More Content Means More Visibility

A product listing page is generally one-and-one. If you link directly to it and boost its presence, then that single page is ranking high but will only ever appear once. However, the more high-ranking pages you have, the more often search engines can present your website to users.

The black-hat link schemes Google refers to in their guidelines mean anything that tries to manipulate search results. However, this is not manipulation – you are not re-using the same content but creating a range of new pages that could all be relevant.

If you build links to a range of articles that lead to converting pages with internal linking, each of those pages becomes a potential search result. In some cases, this might mean that your free content dominates all three top spots in a search.
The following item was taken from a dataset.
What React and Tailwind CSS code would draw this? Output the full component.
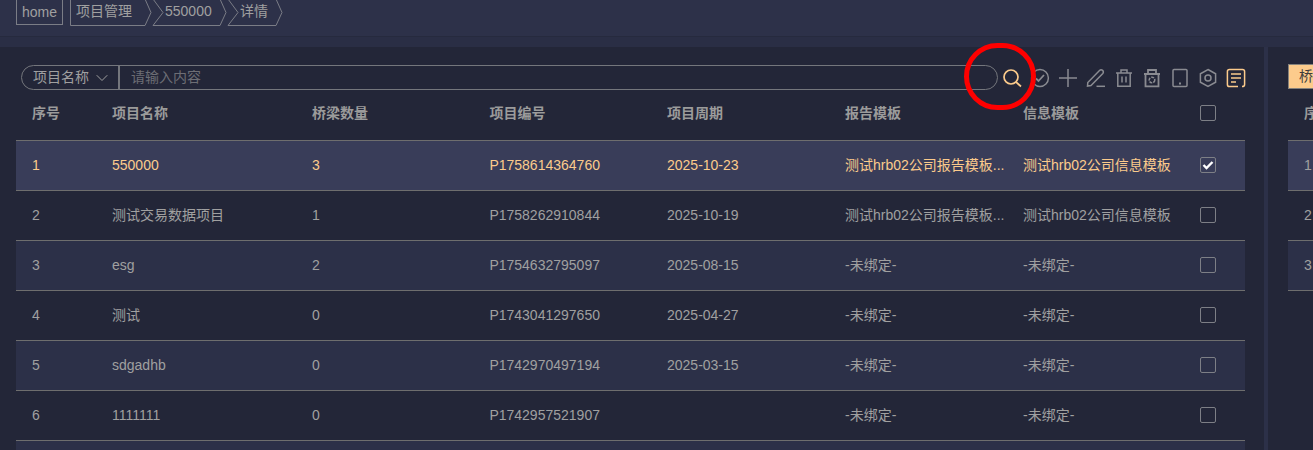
import React from 'react';
import { ChevronDown } from 'lucide-react';

const rows = [
  { no: 1, name: '550000', count: 3, code: 'P1758614364760', date: '2025-10-23', report: '测试hrb02公司报告模板...', info: '测试hrb02公司信息模板', active: true },
  { no: 2, name: '测试交易数据项目', count: 1, code: 'P1758262910844', date: '2025-10-19', report: '测试hrb02公司报告模板...', info: '测试hrb02公司信息模板' },
  { no: 3, name: 'esg', count: 2, code: 'P1754632795097', date: '2025-08-15', report: '-未绑定-', info: '-未绑定-' },
  { no: 4, name: '测试', count: 0, code: 'P1743041297650', date: '2025-04-27', report: '-未绑定-', info: '-未绑定-' },
  { no: 5, name: 'sdgadhb', count: 0, code: 'P1742970497194', date: '2025-03-15', report: '-未绑定-', info: '-未绑定-' },
  { no: 6, name: '1111111', count: 0, code: 'P1742957521907', date: '', report: '-未绑定-', info: '-未绑定-' },
];

const gridCols = 'grid grid-cols-[80px_200px_177.4px_177.6px_178px_178px_178px_59px]';

// outline of a breadcrumb tag, notch on the left when it follows another tag
const Crumb = ({ children, width, notch }) => (
  <div className="relative h-[26px] shrink-0" style={{ width }}>
    <svg className="absolute inset-0" width={width} height="26" fill="none" stroke="#7b7d86">
      <path d={`M${notch ? 1 : 0.5} -1 L${notch ? 11 : 0.5} ${notch ? 12.5 : 25} L${notch ? 1 : 0.5} 25.5 H${width - 7} L${width - 1} 12.5 L${width - 7} -1`} />
    </svg>
    <span className={`relative block leading-[22px] text-[14px] text-[#a0a0a0] ${notch ? 'pl-[13px]' : 'pl-[6px]'}`}>{children}</span>
  </div>
);

const Checkbox = ({ checked }) => (
  <div className="w-4 h-4 mb-px border border-[#7d7f86] rounded-[2px] flex items-center justify-center">
    {checked && (
      <svg width="12" height="10" viewBox="0 0 12 10" fill="none" stroke="#fff" strokeWidth="2.4">
        <path d="M1.5 5 L4.5 8 L10.5 2" />
      </svg>
    )}
  </div>
);

const ToolIcon = ({ children, color = '#8a8b91' }) => (
  <svg width="20" height="20" viewBox="0 0 20 20" fill="none" stroke={color} strokeWidth="1.5" className="shrink-0">
    {children}
  </svg>
);

const Toolbar = () => (
  <div className="flex items-center ml-1 gap-2">
    <ToolIcon color="#fccb8c">
      <circle cx="9" cy="9" r="7" strokeWidth="1.7" />
      <path d="M14 14 L19 18.5" strokeWidth="1.7" />
    </ToolIcon>
    <ToolIcon>
      <circle cx="10" cy="10" r="8.4" />
      <path d="M6 10.5 L8.5 13 L14 7" strokeWidth="1.8" />
    </ToolIcon>
    <ToolIcon>
      <path d="M10 1 V19 M1 10 H19" />
    </ToolIcon>
    <ToolIcon>
      <path d="M1.8 14.5 L1.5 18 L5 17.5 L16.8 5.5 Q18 3.8 16.6 2.4 Q15 1 13.5 2.5 Z" />
      <path d="M10.5 18.3 H19" />
    </ToolIcon>
    <ToolIcon>
      <path d="M2 5 H18 M7 5 V2 H13 V5 M3.8 5 V18.3 H16.2 V5 M8 8.5 V14.5 M12 8.5 V14.5" />
    </ToolIcon>
    <ToolIcon>
      <path d="M2 6 H18 M6 6 V2 H14 V6" strokeWidth="1.8" />
      <path d="M3.5 6 V18.3 H16.5 V6" strokeWidth="1.8" />
      <circle cx="10" cy="12" r="2.8" strokeDasharray="3 1" />
    </ToolIcon>
    <ToolIcon>
      <rect x="3" y="1.5" width="14" height="17" rx="1" />
      <path d="M9 15.5 H11" strokeWidth="2" />
    </ToolIcon>
    <ToolIcon>
      <path d="M10 1.5 L17.6 5.8 V14.2 L10 18.5 L2.4 14.2 V5.8 Z" />
      <circle cx="10" cy="10" r="3" />
    </ToolIcon>
    <ToolIcon color="#fccb8c">
      <path d="M12 18.6 H3.5 Q1.4 18.6 1.4 16.5 V3.5 Q1.4 1.4 3.5 1.4 H16.5 Q18.6 1.4 18.6 3.5 V16.5 Q18.6 18.6 16 18.6" />
      <path d="M5 6 H15 M5 10 H15 M5 14 H10" strokeWidth="1.6" />
    </ToolIcon>
  </div>
);

const App = () => {
  return (
    <div className="relative w-[1313px] h-[450px] overflow-hidden bg-[#2c3048] text-[14px] antialiased font-['Liberation_Sans','Noto_Sans_CJK_SC',sans-serif]">
      {/* Breadcrumb */}
      <div className="h-[36px] flex pl-4 bg-[#2d3149]">
        <div className="w-[47px] h-[26px] -mt-px border border-[#7b7d86] pl-[5px] leading-[24px] text-[#a0a0a0] shrink-0">home</div>
        <div className="w-[7px] shrink-0" />
        <Crumb width={82}>项目管理</Crumb>
        <Crumb width={75} notch>550000</Crumb>
        <Crumb width={56} notch>详情</Crumb>
      </div>
      <div className="h-[11px] bg-[#2a2e45] border-t border-[#262a3e]" />

      <div className="flex h-[403px]">
        {/* Project list */}
        <div className="w-[1264px] shrink-0 bg-[#232638] pl-4 pt-[18px]">
          <div className="flex items-center w-[1230px] h-[25px] pl-[5px]">
            <div className="flex flex-1 h-[25px] border border-[#74767c] rounded-full">
              <div className="w-[98px] shrink-0 flex items-center pl-[11px] border-r-2 border-[#74767c] text-[#a0a0a0]">
                项目名称
                <ChevronDown size={20} className="ml-[3px]" strokeWidth={1.2} />
              </div>
              <div className="pl-[11px] leading-[23px] text-[#6d6e75]">请输入内容</div>
            </div>
            <Toolbar />
          </div>

          <div className="w-[1229px]">
            <div className={`${gridCols} h-[51px] pb-[3px] font-bold text-[#9b9b9b] items-center border-b border-[#6e6e6e]`}>
              {['序号', '项目名称', '桥梁数量', '项目编号', '项目周期', '报告模板', '信息模板'].map((h) => (
                <div key={h} className="pl-4">{h}</div>
              ))}
              <div className="pl-[15px]"><Checkbox /></div>
            </div>
            {rows.map((r) => (
              <div
                key={r.no}
                className={`${gridCols} h-[50px] items-center border-b border-[#6e6e6e] ${
                  r.active ? 'bg-[#393d59] text-[#fccb8c]' : r.no % 2 ? 'bg-[#2c3048] text-[#a0a0a0]' : 'text-[#a0a0a0]'
                }`}
              >
                <div className="pl-4">{r.no}</div>
                <div className="pl-4">{r.name}</div>
                <div className="pl-4">{r.count}</div>
                <div className="pl-4">{r.code}</div>
                <div className="pl-4">{r.date}</div>
                <div className="pl-4 whitespace-nowrap">{r.report}</div>
                <div className="pl-4 whitespace-nowrap">{r.info}</div>
                <div className="pl-[15px]"><Checkbox checked={r.active} /></div>
              </div>
            ))}
            <div className="h-[10px] bg-[#2c3048]" />
          </div>
        </div>

        <div className="w-1 shrink-0 bg-[#2c3048]" />

        {/* Bridge list, cut off by the window edge */}
        <div className="flex-1 bg-[#232638] pl-5 pt-[17px] overflow-hidden">
          <div className="w-[30px] h-[25px] bg-[#fccb8c] border border-[#85827c] text-[#3d3d3d] pl-[10px] leading-[23px] whitespace-nowrap overflow-hidden">桥梁</div>
          <div className="h-[52px] pl-4 pt-[14px] font-bold text-[#9b9b9b] border-b border-[#6e6e6e] whitespace-nowrap">序</div>
          {[1, 2, 3].map((n) => (
            <div key={n} className={`h-[50px] pl-4 flex items-center border-b border-[#6e6e6e] text-[#a0a0a0] ${n === 1 ? 'bg-[#393d59]' : n === 3 ? 'bg-[#2c3048]' : ''}`}>
              {n}
            </div>
          ))}
        </div>
      </div>

      {/* Red annotation circle */}
      <div className="absolute left-[964px] top-[43px] w-[72px] h-[67px] rounded-full border-[5px] border-[#fe0000]" />
    </div>
  );
};

export default App;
You Can Always Make More Content

It is important to remember that content can basically be an endless flow of opportunities.

As long as you keep up keyword research and avoid mistakes like gated links (which block content until users sign in or give up information), you can basically produce more content forever and take advantage of any articles that get traction.
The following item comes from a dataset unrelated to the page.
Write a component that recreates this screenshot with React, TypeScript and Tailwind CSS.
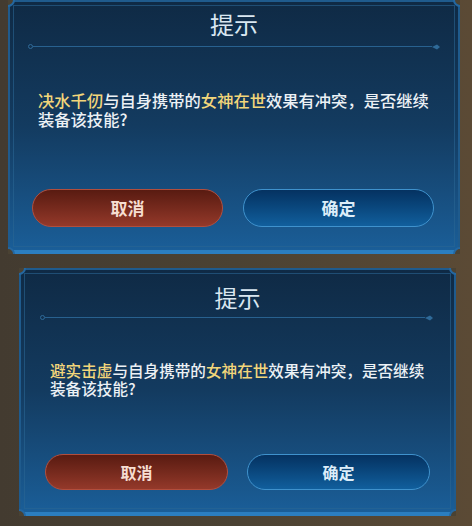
import type { ReactNode } from 'react';

const FONT = { fontFamily: '"Noto Sans CJK SC", "Noto Sans", sans-serif' };

type Size = 'lg' | 'sm';

// Concave notch cut into each corner of the frame (the wrapper clips the outer 3/4)
function Notches() {
    const base = 'absolute w-[14px] h-[14px] rounded-full bg-[#4a4233] border-2 border-[#2467a0]';
    return (
        <>
            <div className={`${base} -top-[7px] -left-[7px]`} />
            <div className={`${base} -top-[7px] -right-[7px]`} />
            <div className={`${base} -bottom-[7px] -left-[7px] border-[#2b7ec0]`} />
            <div className={`${base} -bottom-[7px] -right-[7px] border-[#2b7ec0]`} />
        </>
    );
}

function Divider({ size }: { size: Size }) {
    return (
        <div className={size === 'lg' ? 'flex items-center mx-[18px] mt-[8px] h-px' : 'flex items-center ml-[19px] mr-[21px] mt-[7px] h-px'}>
            <div className="w-[5px] h-[5px] rounded-full border border-[#2f6a98] shrink-0" />
            <div className="flex-1 h-px bg-[#28618f]" />
            <svg width="8" height="6" viewBox="0 0 8 6" className="shrink-0">
                <path d="M0 3 L5 0.5 L8 3 L5 5.5 Z" fill="#2f6a98" />
            </svg>
        </div>
    );
}

function Hl({ children }: { children: ReactNode }) {
    return <span className="text-[#f2d67a]">{children}</span>;
}

function SkillDialog({ size, skill }: { size: Size; skill: string }) {
    const lg = size === 'lg';
    return (
        <div
            className={
                lg
                    ? 'relative overflow-hidden ml-[8px] w-[452px] h-[254px] shrink-0'
                    : 'relative overflow-hidden ml-[19px] w-[437px] h-[248px] shrink-0'
            }
        >
            <div className="relative h-full border-x-2 border-t-2 border-b-[4px] border-[#1f5b8d] border-b-[#2b7ec0] bg-gradient-to-b from-[#0f2a45] via-[#133b60] to-[#1a5e98]">
                {/* inner trim line */}
                <div className="absolute inset-[3px] border border-[#2a6593]/60 pointer-events-none" />

                <div className="relative flex flex-col">
                    <div
                        className={
                            lg
                                ? 'mt-[8px] h-[28px] text-center text-[24px] leading-[28px] text-[#d9e7f1]'
                                : 'mt-[14px] h-[26px] text-center text-[23px] leading-[26px] text-[#d9e7f1]'
                        }
                    >
                        提示
                    </div>
                    <Divider size={size} />

                    <div
                        className={
                            lg
                                ? 'mt-[44px] pl-[28px] pr-[20px] text-[16.3px] leading-[19px] font-medium text-[#ecf1f5]'
                                : 'mt-[43px] pl-[29px] pr-[20px] text-[15.6px] leading-[18px] font-medium text-[#ecf1f5]'
                        }
                    >
                        <div>
                            <Hl>{skill}</Hl>与自身携带的<Hl>女神在世</Hl>效果有冲突，是否继续
                        </div>
                        <div>装备该技能?</div>
                    </div>

                    <div
                        className={
                            lg
                                ? 'mt-[60px] flex gap-[20px] pl-[22px] h-[38px]'
                                : 'mt-[57px] flex gap-[19px] pl-[24px] h-[36px]'
                        }
                    >
                        <button
                            className={
                                lg
                                    ? 'w-[191px] h-full rounded-full border border-[#b24e3d] bg-gradient-to-b from-[#591b11] to-[#94392a] text-[17px] font-bold text-[#f6ddd1]'
                                    : 'w-[183px] h-full rounded-full border border-[#b24e3d] bg-gradient-to-b from-[#591b11] to-[#94392a] text-[16px] font-bold text-[#f6ddd1]'
                            }
                        >
                            取消
                        </button>
                        <button
                            className={
                                lg
                                    ? 'w-[191px] h-full rounded-full border border-[#3f92cd] bg-gradient-to-b from-[#053261] to-[#115f9d] text-[17px] font-bold text-[#dcedf9]'
                                    : 'w-[183px] h-full rounded-full border border-[#3f92cd] bg-gradient-to-b from-[#053261] to-[#115f9d] text-[16px] font-bold text-[#dcedf9]'
                            }
                        >
                            确定
                        </button>
                    </div>
                </div>
            </div>
            <Notches />
        </div>
    );
}

export default function App() {
    return (
        <div
            className="w-[472px] h-[526px] overflow-hidden flex flex-col bg-gradient-to-r from-[#433b30] via-[#4b4233] to-[#5b4a35]"
            style={FONT}
        >
            <SkillDialog size="lg" skill="决水千仞" />
            <div className="h-[14px] shrink-0" />
            <SkillDialog size="sm" skill="避实击虚" />
        </div>
    );
}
The more content you have, the more of a presence your site has. More importantly, it means even more chances to gather both internal and external links.

While it is fine to keep a few pieces of cornerstone content (especially if they stay relevant for years), producing regular content can be just as powerful.

Why Does This Matter?

SEO works best if your content is linkable, valuable, and relevant. On their own, product pages may be relevant, but they are not going to receive many direct links and do not offer much value to people who are not already looking to buy.

By using articles that capture your audience (whether they are informative, entertaining, or simply interesting), you can create a middleman with much more linking potential and overall search presence – then do it again, and again, and again.

Whether you are a small site looking to build a presence or an established service company that is struggling to promote a new service page, this technique can be incredibly powerful if handled correctly.